Julius Malema, head of the fourth-largest party in South Africa, the Economic Freedom Fighters (EFF), was sentenced April 16 to five years in prison for having fired a gun during one of his rallies in 2018. Video shows him firing into the air, possibly to bring the rally to order or to begin. Afriforum, the organization of largely bitter Afrikaners, got the criminal case started at the time; it has been fought out in the courts ever since. Afriforum has now given its Malema dossier to U.S. authorities, hoping for sanctions against him.
In the past, Malema has been charged with fraud, corruption, money laundering, and racketeering, but has never gone to prison. Why, then, is he now convicted of a lesser crime and hit with such a heavy sentence? His legal counsel, Tembeka Ngcukaitobi, said, “It is possible that someone else would say this sentence induces a sense of shock. We say that purely on judicial precedent and application of legal principles.” Malema will remain free during appeals of both the conviction and the sentence, which may take years.

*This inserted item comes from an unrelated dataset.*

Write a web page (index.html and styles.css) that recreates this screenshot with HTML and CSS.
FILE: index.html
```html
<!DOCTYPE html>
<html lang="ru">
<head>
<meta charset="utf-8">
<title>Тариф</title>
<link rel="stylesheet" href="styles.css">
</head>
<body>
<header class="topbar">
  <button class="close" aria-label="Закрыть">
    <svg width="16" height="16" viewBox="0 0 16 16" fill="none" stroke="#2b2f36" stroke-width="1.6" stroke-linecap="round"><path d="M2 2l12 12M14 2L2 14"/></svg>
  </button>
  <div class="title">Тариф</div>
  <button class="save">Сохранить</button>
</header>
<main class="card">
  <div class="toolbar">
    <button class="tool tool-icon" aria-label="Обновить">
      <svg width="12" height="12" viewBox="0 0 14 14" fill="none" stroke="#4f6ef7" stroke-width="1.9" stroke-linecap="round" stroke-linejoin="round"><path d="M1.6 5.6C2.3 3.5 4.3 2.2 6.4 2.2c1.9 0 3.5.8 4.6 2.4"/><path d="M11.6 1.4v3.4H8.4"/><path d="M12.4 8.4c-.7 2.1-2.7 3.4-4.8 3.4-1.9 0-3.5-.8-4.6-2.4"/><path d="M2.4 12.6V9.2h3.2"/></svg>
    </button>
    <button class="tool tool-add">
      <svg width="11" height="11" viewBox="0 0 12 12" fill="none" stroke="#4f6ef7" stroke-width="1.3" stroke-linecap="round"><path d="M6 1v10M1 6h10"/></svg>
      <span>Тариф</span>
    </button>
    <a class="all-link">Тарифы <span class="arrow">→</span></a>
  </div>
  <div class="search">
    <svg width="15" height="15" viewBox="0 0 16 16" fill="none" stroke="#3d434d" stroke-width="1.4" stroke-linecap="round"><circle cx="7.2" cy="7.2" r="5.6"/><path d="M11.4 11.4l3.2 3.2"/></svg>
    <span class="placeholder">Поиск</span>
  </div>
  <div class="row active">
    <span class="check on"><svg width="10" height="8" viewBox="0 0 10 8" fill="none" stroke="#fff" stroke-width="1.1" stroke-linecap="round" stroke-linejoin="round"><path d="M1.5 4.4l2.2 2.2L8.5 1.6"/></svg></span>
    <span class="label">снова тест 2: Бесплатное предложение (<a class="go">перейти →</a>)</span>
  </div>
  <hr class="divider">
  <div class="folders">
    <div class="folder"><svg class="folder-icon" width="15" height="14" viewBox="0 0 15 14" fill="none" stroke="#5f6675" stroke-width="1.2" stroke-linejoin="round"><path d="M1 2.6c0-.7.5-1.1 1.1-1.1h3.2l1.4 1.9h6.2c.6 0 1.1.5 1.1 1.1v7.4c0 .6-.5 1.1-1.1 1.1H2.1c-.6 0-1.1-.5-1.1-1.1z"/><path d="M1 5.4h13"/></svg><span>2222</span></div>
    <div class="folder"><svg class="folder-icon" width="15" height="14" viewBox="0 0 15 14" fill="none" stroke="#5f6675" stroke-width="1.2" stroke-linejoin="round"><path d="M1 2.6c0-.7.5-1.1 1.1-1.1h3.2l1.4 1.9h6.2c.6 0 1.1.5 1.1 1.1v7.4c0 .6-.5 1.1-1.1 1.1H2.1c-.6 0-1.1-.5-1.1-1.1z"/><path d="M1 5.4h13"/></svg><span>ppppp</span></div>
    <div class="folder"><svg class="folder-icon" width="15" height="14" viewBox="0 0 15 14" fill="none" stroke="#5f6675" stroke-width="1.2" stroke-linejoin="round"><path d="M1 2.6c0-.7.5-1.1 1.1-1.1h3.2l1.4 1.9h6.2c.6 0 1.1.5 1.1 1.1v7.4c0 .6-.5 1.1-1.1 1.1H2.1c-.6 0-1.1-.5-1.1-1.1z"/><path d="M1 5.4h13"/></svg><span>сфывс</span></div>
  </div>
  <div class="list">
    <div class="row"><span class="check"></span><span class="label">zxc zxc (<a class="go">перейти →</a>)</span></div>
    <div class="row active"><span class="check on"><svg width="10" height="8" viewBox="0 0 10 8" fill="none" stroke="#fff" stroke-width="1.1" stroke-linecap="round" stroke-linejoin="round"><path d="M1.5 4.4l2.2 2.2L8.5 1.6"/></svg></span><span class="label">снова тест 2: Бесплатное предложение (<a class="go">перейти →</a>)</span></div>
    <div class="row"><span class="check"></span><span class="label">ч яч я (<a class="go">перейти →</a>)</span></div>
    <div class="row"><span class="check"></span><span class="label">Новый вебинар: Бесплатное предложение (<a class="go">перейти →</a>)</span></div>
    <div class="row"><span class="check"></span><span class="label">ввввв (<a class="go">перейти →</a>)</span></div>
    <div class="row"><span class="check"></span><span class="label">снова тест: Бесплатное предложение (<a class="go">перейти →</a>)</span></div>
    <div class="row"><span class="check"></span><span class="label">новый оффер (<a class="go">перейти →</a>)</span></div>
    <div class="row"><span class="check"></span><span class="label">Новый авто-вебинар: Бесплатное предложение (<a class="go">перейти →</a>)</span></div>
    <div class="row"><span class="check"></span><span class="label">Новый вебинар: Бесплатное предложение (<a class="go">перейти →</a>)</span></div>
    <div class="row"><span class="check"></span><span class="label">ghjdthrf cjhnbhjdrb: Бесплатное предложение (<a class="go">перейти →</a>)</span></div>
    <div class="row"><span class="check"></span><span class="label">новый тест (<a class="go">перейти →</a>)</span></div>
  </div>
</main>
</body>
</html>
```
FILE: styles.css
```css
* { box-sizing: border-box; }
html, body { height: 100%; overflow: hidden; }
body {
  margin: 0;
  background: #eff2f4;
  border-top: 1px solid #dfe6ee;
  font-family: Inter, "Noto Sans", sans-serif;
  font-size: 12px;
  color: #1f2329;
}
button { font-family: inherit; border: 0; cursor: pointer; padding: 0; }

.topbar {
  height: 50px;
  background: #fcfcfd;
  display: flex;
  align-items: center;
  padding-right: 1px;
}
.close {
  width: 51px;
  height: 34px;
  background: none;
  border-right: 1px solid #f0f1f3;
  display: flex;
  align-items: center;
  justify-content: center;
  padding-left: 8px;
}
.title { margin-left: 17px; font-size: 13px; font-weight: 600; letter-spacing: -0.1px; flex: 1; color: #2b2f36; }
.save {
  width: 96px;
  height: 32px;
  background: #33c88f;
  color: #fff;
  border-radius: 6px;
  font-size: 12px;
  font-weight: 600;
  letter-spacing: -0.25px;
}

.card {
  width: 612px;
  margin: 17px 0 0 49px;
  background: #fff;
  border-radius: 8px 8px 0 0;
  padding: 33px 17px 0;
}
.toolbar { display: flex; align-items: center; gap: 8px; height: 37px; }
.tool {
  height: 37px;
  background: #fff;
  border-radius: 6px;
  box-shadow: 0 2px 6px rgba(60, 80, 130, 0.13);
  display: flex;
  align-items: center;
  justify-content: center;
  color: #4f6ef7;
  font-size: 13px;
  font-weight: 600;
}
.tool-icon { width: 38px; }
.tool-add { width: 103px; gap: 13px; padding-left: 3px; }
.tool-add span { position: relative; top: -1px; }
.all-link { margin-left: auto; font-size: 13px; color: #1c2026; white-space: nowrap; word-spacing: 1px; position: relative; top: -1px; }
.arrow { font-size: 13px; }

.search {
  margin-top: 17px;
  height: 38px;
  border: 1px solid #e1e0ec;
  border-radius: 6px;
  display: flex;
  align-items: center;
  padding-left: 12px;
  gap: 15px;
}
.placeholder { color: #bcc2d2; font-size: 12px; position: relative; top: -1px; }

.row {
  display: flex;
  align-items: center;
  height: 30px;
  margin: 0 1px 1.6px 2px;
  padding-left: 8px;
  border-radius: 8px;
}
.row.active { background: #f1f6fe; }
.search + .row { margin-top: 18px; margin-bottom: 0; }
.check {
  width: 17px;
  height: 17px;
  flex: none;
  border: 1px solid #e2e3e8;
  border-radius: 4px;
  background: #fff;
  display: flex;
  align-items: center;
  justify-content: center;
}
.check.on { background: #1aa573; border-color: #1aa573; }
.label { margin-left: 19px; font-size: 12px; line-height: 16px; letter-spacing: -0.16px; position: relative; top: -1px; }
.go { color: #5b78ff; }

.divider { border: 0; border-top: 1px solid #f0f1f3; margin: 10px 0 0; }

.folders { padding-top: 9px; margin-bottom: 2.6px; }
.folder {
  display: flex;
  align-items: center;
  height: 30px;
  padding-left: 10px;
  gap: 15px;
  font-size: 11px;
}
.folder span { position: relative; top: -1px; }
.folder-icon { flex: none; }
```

If he goes to prison for more than a year, it will make him ineligible to sit in Parliament for five years after the end of his incarceration. It could destroy his party, which lacks strong secondary leadership. That would suit the ruling coalition of the free-market Democratic Alliance party and the kindred wing of the African National Congress, which seeks to suppress any political influence of the majority, the hungry poor and marginalized—the EFF, Zuma’s MKP, and the BRICS-oriented faction of the ANC. Malema is no hero, but the survival of his party is in the national interest.